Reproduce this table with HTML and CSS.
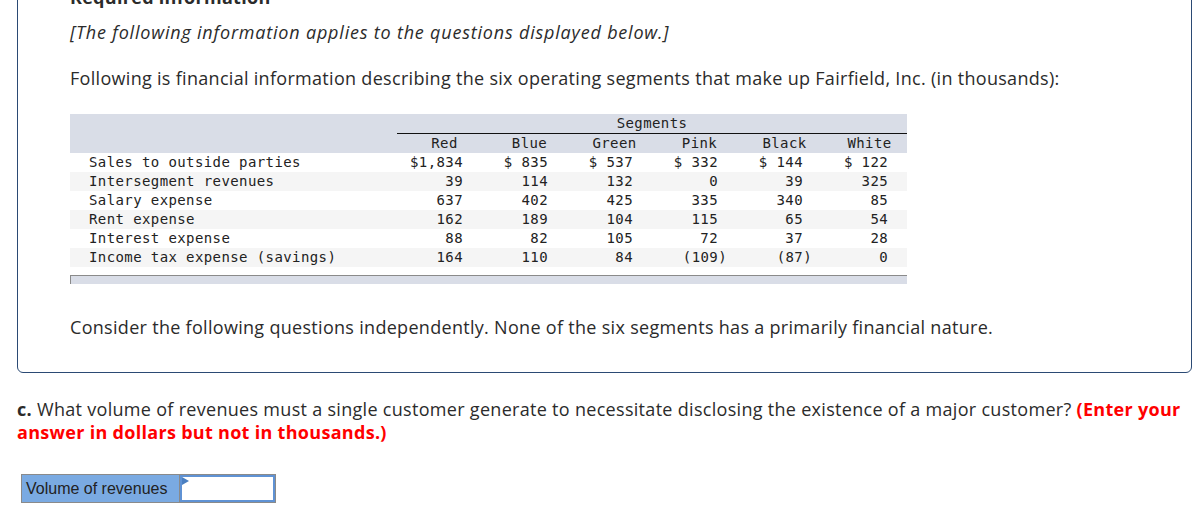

---------------

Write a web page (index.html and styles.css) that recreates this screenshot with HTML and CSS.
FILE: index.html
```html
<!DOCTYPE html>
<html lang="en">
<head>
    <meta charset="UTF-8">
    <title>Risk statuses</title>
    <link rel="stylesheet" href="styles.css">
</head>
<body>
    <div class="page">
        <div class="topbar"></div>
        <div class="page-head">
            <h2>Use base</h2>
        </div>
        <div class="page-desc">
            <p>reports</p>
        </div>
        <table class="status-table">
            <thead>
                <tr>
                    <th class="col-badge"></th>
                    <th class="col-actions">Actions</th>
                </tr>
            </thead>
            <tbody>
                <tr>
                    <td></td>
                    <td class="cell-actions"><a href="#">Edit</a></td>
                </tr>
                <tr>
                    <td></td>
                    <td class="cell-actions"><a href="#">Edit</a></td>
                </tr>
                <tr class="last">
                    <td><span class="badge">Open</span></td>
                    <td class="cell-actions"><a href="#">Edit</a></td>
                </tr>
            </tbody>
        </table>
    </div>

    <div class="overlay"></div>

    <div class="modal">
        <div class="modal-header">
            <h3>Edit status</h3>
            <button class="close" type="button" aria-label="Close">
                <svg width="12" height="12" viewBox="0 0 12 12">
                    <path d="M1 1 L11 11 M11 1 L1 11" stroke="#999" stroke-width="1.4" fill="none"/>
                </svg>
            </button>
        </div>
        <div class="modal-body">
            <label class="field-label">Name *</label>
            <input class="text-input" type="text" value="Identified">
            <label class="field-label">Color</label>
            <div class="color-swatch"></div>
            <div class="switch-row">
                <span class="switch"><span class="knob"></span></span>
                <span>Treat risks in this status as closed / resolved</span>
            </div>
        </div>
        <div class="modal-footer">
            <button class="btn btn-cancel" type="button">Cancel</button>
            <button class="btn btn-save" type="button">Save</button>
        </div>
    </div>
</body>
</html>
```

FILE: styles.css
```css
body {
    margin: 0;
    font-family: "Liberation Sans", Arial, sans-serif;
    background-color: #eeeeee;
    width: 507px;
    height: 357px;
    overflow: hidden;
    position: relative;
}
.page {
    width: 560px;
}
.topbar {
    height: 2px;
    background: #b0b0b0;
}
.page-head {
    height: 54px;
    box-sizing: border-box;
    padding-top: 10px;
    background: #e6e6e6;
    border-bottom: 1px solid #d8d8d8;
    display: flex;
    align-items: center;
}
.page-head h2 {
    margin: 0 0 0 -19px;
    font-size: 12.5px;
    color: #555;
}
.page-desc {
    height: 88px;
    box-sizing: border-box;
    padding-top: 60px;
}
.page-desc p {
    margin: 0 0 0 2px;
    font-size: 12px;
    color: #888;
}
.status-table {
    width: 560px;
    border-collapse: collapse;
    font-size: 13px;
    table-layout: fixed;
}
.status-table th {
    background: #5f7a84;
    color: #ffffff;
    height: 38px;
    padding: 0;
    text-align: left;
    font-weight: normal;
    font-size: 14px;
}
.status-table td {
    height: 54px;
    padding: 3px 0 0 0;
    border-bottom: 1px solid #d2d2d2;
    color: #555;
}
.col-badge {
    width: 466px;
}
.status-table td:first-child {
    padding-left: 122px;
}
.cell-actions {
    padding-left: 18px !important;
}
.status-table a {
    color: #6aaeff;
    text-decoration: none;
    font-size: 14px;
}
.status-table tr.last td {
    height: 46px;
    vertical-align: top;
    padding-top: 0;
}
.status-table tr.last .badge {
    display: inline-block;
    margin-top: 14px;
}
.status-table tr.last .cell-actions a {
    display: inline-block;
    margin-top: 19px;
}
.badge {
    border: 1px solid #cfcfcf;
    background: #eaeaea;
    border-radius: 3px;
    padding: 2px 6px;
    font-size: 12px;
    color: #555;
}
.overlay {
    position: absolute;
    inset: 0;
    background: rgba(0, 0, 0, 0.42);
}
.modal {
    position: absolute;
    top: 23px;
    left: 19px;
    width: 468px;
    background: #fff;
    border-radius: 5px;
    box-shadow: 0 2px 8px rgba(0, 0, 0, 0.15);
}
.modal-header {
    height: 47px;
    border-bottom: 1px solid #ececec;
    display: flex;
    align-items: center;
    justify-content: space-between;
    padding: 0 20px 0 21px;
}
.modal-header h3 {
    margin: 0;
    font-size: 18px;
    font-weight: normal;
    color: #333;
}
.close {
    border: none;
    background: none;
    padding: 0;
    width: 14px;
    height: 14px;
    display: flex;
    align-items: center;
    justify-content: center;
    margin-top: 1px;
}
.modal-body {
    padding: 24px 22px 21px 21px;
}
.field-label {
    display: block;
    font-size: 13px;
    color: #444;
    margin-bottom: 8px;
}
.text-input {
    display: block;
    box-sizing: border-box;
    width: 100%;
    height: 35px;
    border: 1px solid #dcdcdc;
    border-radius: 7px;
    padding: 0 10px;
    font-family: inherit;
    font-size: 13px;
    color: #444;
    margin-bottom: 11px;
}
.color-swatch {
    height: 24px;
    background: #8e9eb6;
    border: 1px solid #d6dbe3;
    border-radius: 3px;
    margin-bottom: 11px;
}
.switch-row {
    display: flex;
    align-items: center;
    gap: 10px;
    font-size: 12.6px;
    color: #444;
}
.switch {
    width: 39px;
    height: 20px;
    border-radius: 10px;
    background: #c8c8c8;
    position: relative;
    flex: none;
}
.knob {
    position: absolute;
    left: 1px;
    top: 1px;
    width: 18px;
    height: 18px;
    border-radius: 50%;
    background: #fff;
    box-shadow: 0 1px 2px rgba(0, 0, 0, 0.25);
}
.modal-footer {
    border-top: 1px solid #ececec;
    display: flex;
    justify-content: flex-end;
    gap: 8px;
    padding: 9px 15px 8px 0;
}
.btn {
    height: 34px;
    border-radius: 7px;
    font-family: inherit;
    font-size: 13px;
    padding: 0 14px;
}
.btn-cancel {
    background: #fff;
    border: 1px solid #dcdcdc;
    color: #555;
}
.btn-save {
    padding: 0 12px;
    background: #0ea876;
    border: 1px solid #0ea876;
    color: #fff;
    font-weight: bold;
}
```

---------------

Work required >> Look over the records above and copy each line that includes the string "page".

Completed task >>
Write a web page (index.html and styles.css) that recreates this screenshot with HTML and CSS.
    <div class="page">
        <div class="page-head">
        <div class="page-desc">
.page {
.page-head {
.page-head h2 {
.page-desc {
.page-desc p {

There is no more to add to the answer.